Rumors of a potential sale have been making the rounds almost since the day Rupert Murdoch bought the site back in 2005 for $580m, but the real question is: Who, precisely, would want to buy Myspace right now?
If the site’s looking to spin off, it needs to find investors who think there’s a serious, profitable future in its business. Those investors are scarce; Myspace has neither the scale of Facebook (figures suggest MySpace now has around 65 million users worldwide, compared to Facebook’s 500 million) nor the utility of LinkedIn. If it wants to sell or merge, on the other hand, it needs to find a company that thinks it’s worth buying, and there are very few companies who might around these days.

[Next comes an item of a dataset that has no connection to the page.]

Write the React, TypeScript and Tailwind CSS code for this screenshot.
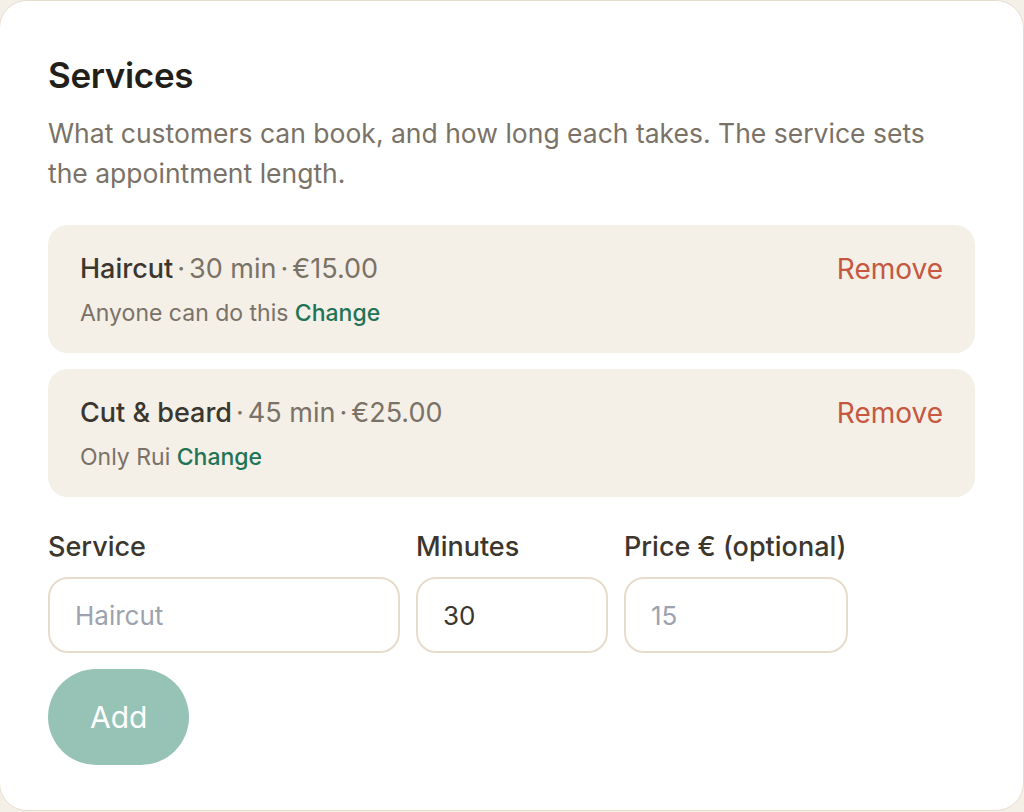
import { useState } from "react";

type Service = {
  id: string;
  name: string;
  minutes: number;
  price: number;
  who: string;
};

const initialServices: Service[] = [
  { id: "haircut", name: "Haircut", minutes: 30, price: 15, who: "Anyone can do this" },
  { id: "cut-beard", name: "Cut & beard", minutes: 45, price: 25, who: "Only Rui" },
];

const inputClass =
  "h-[76px] rounded-[20px] border-2 border-[#e6dccb] bg-white px-[25px] text-[26px] text-[#3b362e] outline-none placeholder:text-[#9ca3af] focus:border-[#97c2b6]";

const labelClass = "text-[27px] font-medium leading-[36px] text-[#3b362e]";

function ServiceRow({ service, onRemove }: { service: Service; onRemove: () => void }) {
  return (
    <div className="flex items-start justify-between rounded-[20px] bg-[#f4efe7] px-8 py-6">
      <div>
        <p className="text-[27px] leading-[40px] text-[#7a7266]">
          <span className="font-medium text-[#3b362e]">{service.name}</span>
          <span className="px-[4px]">·</span>
          {service.minutes} min
          <span className="px-[4px]">·</span>€{service.price.toFixed(2)}
        </p>
        <p className="mt-2 text-[23px] leading-[32px] text-[#7a7266]">
          {service.who}{" "}
          <button type="button" className="font-medium text-[#1f7356]">
            Change
          </button>
        </p>
      </div>
      <button
        type="button"
        onClick={onRemove}
        className="text-[28px] leading-[40px] text-[#c5583f]"
      >
        Remove
      </button>
    </div>
  );
}

export default function App() {
  const [services, setServices] = useState(initialServices);
  const [name, setName] = useState("");
  const [minutes, setMinutes] = useState("30");
  const [price, setPrice] = useState("");

  return (
    <div className="h-[812px] w-[1024px] bg-[#f4efe7] font-['Inter','Noto_Sans',sans-serif]">
      <div className="-ml-px h-[811px] w-[1025px] rounded-[28px] border border-[#e6dccb] bg-white pl-12 pr-12 pt-[52px]">
        <h2 className="text-[35px] font-semibold leading-[44px] tracking-[-0.01em] text-[#221f1a]">
          Services
        </h2>
        <p className="mt-4 max-w-[900px] text-[26.5px] leading-[40px] text-[#7a7266]">
          What customers can book, and how long each takes. The service sets the appointment
          length.
        </p>

        <div className="mt-8 flex flex-col gap-4">
          {services.map((s) => (
            <ServiceRow
              key={s.id}
              service={s}
              onRemove={() => setServices((list) => list.filter((x) => x.id !== s.id))}
            />
          ))}
        </div>

        <div className="mt-8 flex gap-4">
          <label className="flex w-[352px] flex-col gap-3">
            <span className={labelClass}>Service</span>
            <input
              value={name}
              onChange={(e) => setName(e.target.value)}
              placeholder="Haircut"
              className={inputClass}
            />
          </label>
          <label className="flex w-[192px] flex-col gap-3">
            <span className={labelClass}>Minutes</span>
            <input
              value={minutes}
              onChange={(e) => setMinutes(e.target.value)}
              inputMode="numeric"
              className={inputClass}
            />
          </label>
          <label className="flex w-[224px] flex-col gap-3">
            <span className={labelClass}>Price € (optional)</span>
            <input
              value={price}
              onChange={(e) => setPrice(e.target.value)}
              placeholder="15"
              inputMode="decimal"
              className={inputClass}
            />
          </label>
        </div>

        <button
          type="button"
          disabled={!name.trim()}
          className="mt-4 h-24 rounded-full bg-[#97c2b6] px-[42px] text-[30px] font-normal text-white"
        >
          Add
        </button>
      </div>
    </div>
  );
}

In its earlier days, the natural home for the site, perhaps, was a company like MTV: a brand desperate to capture the youth market, the music world, and stay connected to its audience. With Myspace’s mojo gone, that seems unlikely now. Other potential purchasers? Once, that might have been Facebook, maybe, but the company is way too big to care today. AOL (s aol) (which wouldn’t be a terrible fit) has already been burned enough with Bebo. And Google (s goog), though desperate to buy its way to social success, would surely not want to touch damaged goods.
Really, Jones’ comments are the final admission that News Corp. was always the wrong deal, and Rupert Murdoch the wrong buyer.
Of course, it made some kind of sense at the time. Murdoch’s greatest skill is selling exclusivity — peddling material you can’t get anywhere else, whether that’s through deal-making or rule-breaking.
His newspapers and broadcast channels have followed this master plan well, offering Hollywood movies, opinionated news, titillating tabloid reporting, financial insight and major sports deals as a hook to get people buying.
That scheme was always going to be headed for trouble once the Internet started rolling, since it’s pretty good at killing exclusivity. But, for a while at least, Myspace promised exactly what Murdoch was looking for: By becoming the go-to place for musicians on the web, it was a way to stuff the cat back into the bag and create exclusivity where it didn’t exist previously.
The trouble is, if your advantage is that you’re better than everybody else, then you have to work really hard to stay that way. Otherwise, all it takes is some kid from Harvard to come up with something less ugly and you’re suddenly passé. We all know how that ended up: Murdoch’s Internet empire is left manufacturing exclusivity by using paywalls or iPad-only (s aapl) news.
So what does Myspace have left that it can offer buyers? Musicians and fans don’t care any more. They sell their music through iTunes, talk to their fans on Twitter and let YouTube (s goog) take care of videos.
All Myspace really has to offer is an out-of-date reputation and the personal details of some 65 million users who — for the large part — don’t care what happens to it.
That leaves its best options are probably lower tier competitors like Hi5 or Friendster, or somebody who really just wants to purchase a huge but rapidly expiring database of identities. Perhaps its best exit is to end up just how it started: as a vast spam trap.